Voluntarily going without food to cultivate a deeper hunger for God and loosen food's hold on the soul.

1
Start small. If you've never fasted, begin with skipping one meal. Don't attempt a 40-day fast on day one.
2
Set an intention. Before you begin, name why you are fasting. Write it down. 'I am fasting to seek clarity about ____' or 'to pray for ____'.
3
When hunger comes, let it become a prayer. Instead of reaching for food, pause and say: 'God, I want you more than I want this.'
4
Drink water throughout. Fasting is not thirst. Hydrate, and if needed add a small amount of juice to keep your body functioning.
5
Expect your mind to wander toward food constantly at first — this is the fast doing its work. It reveals how dependent we are on comfort.
6
Break your fast gently with a small meal and a prayer of gratitude. Don't binge — the feast after the fast is itself a spiritual act.
Tradition & history
Jesus fasted (Matthew 4) and assumed his disciples would too — 'When you fast,' not 'if you fast' (Matthew 6:16).
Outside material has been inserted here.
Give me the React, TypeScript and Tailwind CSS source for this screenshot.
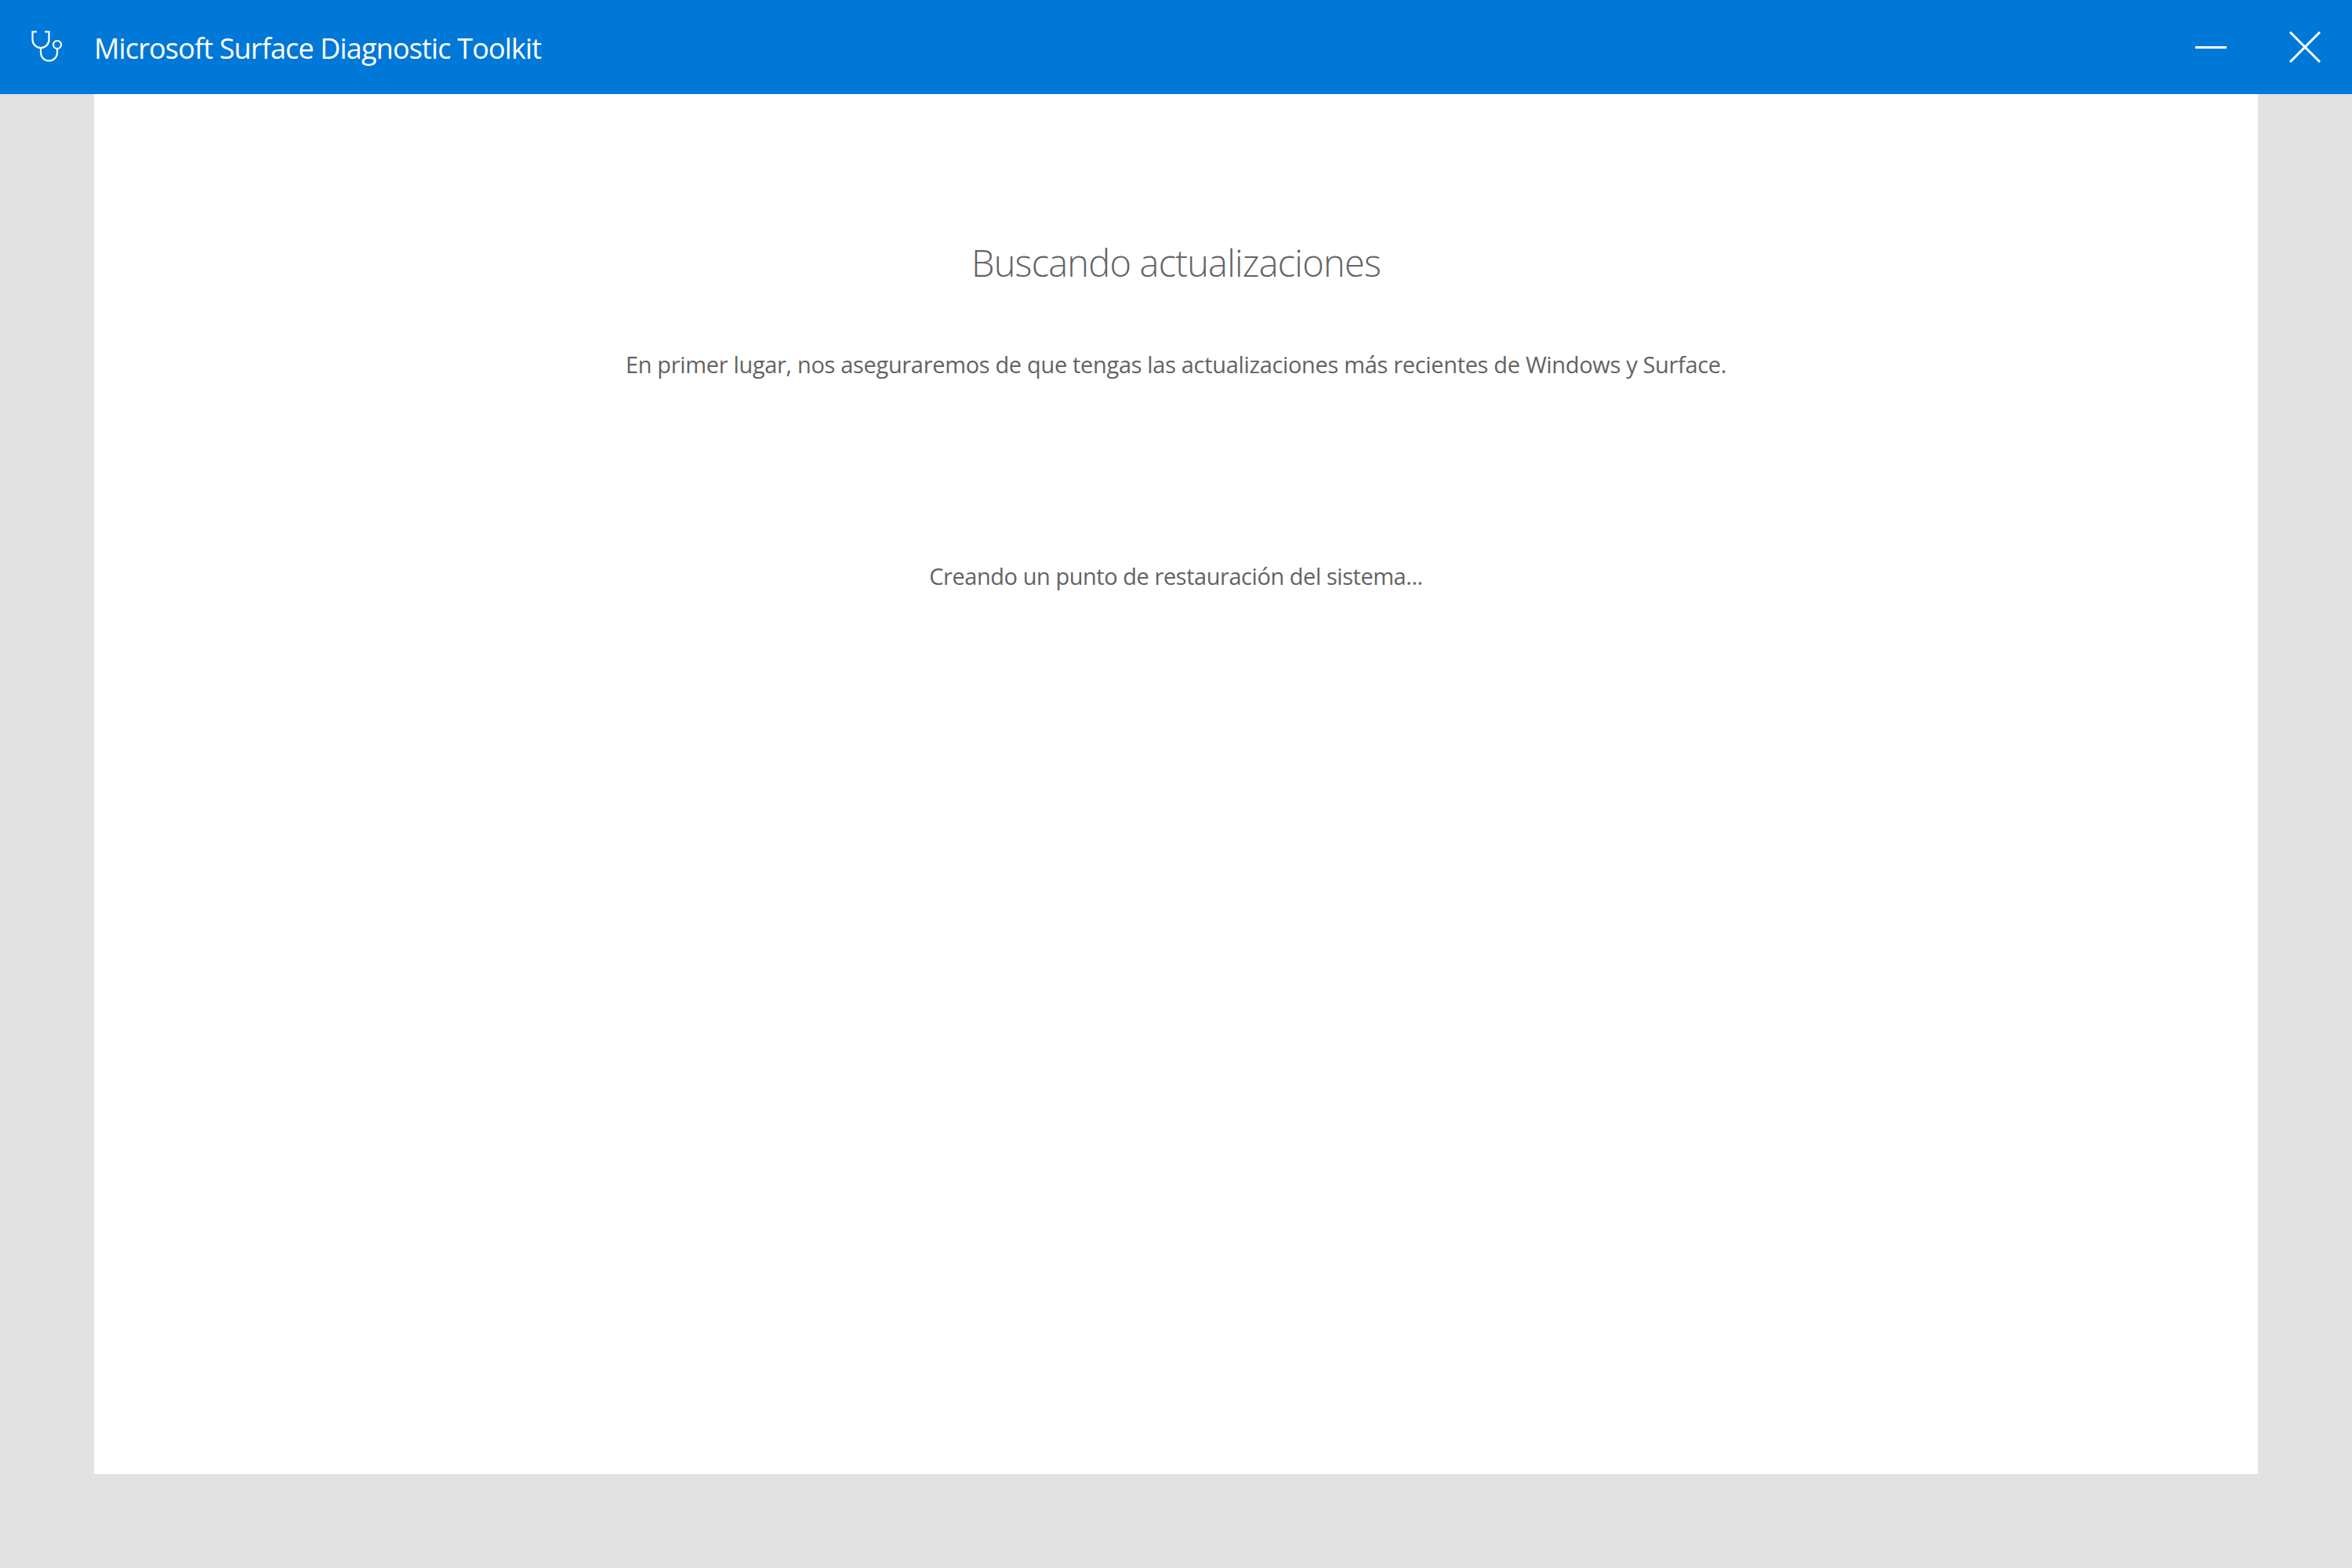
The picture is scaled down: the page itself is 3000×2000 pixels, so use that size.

Richard Foster writes that fasting 'reveals the things that control us' and that 'more than any other Discipline, fasting reveals our excessive attachments' (*Celebration of Discipline*). Dallas Willard adds that fasting trains the body to serve the spirit rather than dominate it — a discipline practised across nearly every monastic tradition from the Desert Fathers onward.